Cheap at Half The Price - Reception and Influence

Reception and Influence

Professional ratings
Review scores
Source Rating
AllMusic
Babyblaue Seiten
Leonardo Digital Reviews favorable
Piero Scaruffi 6/10

Followers of Fred Frith's music generally had trouble coming to terms with Cheap at Half the Price. To them Frith was "progressive, genre-bending music's last great hope", and on this album he appeared to have abandoned this role. When the album was released on LP in 1983, Recommended Records, founded and run by Chris Cutler (Frith's band-mate from Henry Cow), elected not to stock it because Cutler felt it was not "terribly good". Trouser Press said that the quality of the record suffered from the lo-fi experiment of recording "at home on a 4-track".

In 1985 Michael Bloom of The Boston Phoenix wrote that Cheap at Half the Price "will never get the hearing it deserves". He said that Frith was trying to shake off this "progressive" mould he had been cast in, and believed that the songs on the album should be judged on their own merit and not as "rarefied art rock". The New Gibraltar Encyclopedia of Progressive Rock described Cheap at Half the Price as Frith's response to punk, a low-tech approach to performing songs. It called the album a "twisted pop" record, saying that it is "as uncompromising as everything else Frith recorded". François Couture in a review of Frith's 2002 album, Prints called Cheap at Half the Price "the best tongue-in-cheek take at the New Wave".

Despite the criticism the LP received at the time of its release, the remastered CD issued 21 years later was generally well received. In the 2004 Recommended Records catalogue, Cutler wrote that the album had "raised eyebrows at the time (from, as Fred calls them 'progressive music snobs'—of which I guess I was one) for its apparent simplicity and departure from what was then thought of as Fred Style." René van Peer of Leonardo Digital Reviews admitted in 2005 that he was "one of those snobs" and wrote "I am astonished and embarrassed to find how little I grasped back then of what Frith had put into it." Looking at Frith's projects after Cheap at Half the Price made it clear that what he did on the album was not a departure from his musical experiments, as people saw it at the time, but rather a part of it. Van Peer said (in retrospect) that Cheap at Half the Price "bursts with inventiveness, and eradiates the irrepressible joy of playful creativity".
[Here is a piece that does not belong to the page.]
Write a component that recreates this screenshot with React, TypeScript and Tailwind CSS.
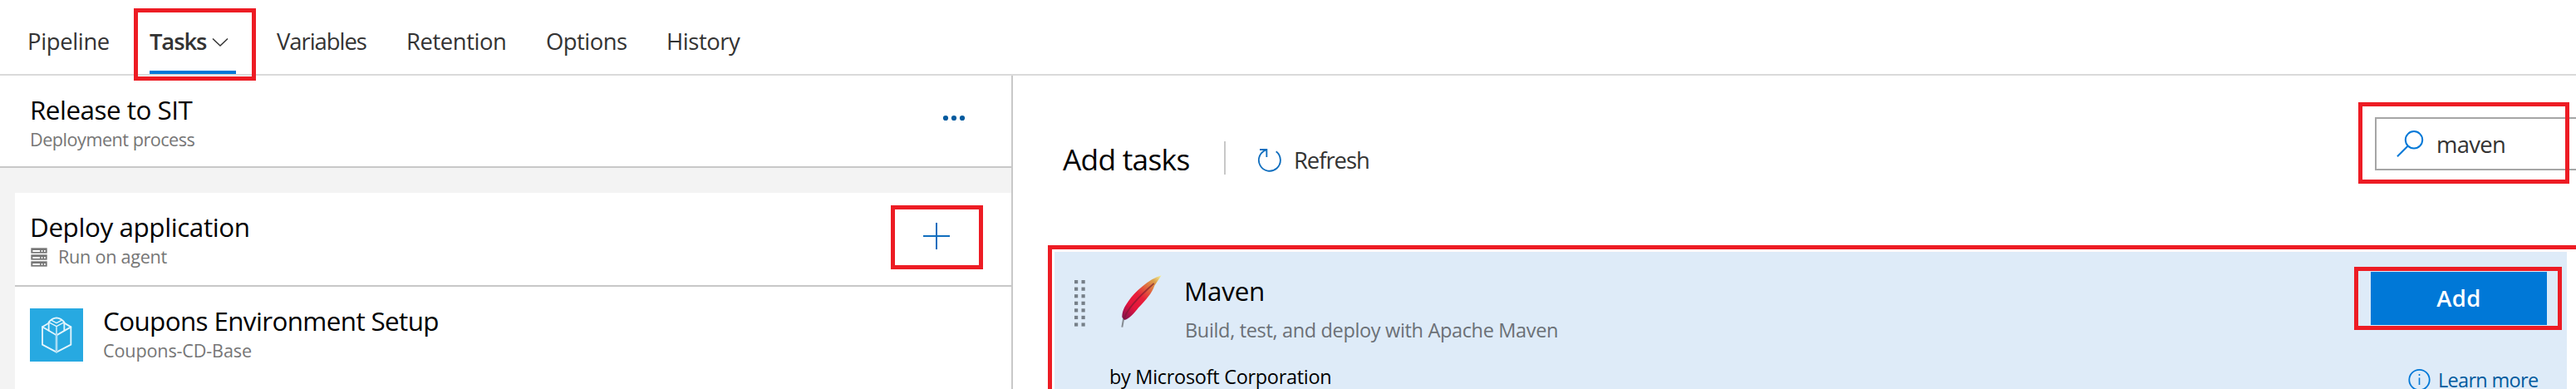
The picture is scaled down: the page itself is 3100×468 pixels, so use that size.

Frith's exploration of song forms on this album was later developed further with Tom Cora in Skeleton Crew, where Frith and Cora played "deceptively simple catchy songs", often using melodies derived from Scandinavian and Eastern European traditional music. Songs from Cheap at Half the Price appeared in several of Frith's later projects. Step Across the Border (1990), a film on Frith, and its accompanying soundtrack, featured three such songs, "Same Old Me", "Evolution" and "Too Much Too Little". Keep the Dog, a 1989–1991 Fred Frith review band, played a number of arrangements of songs from this album, including "Walking Song", "Some Clouds Do" and "Instant Party".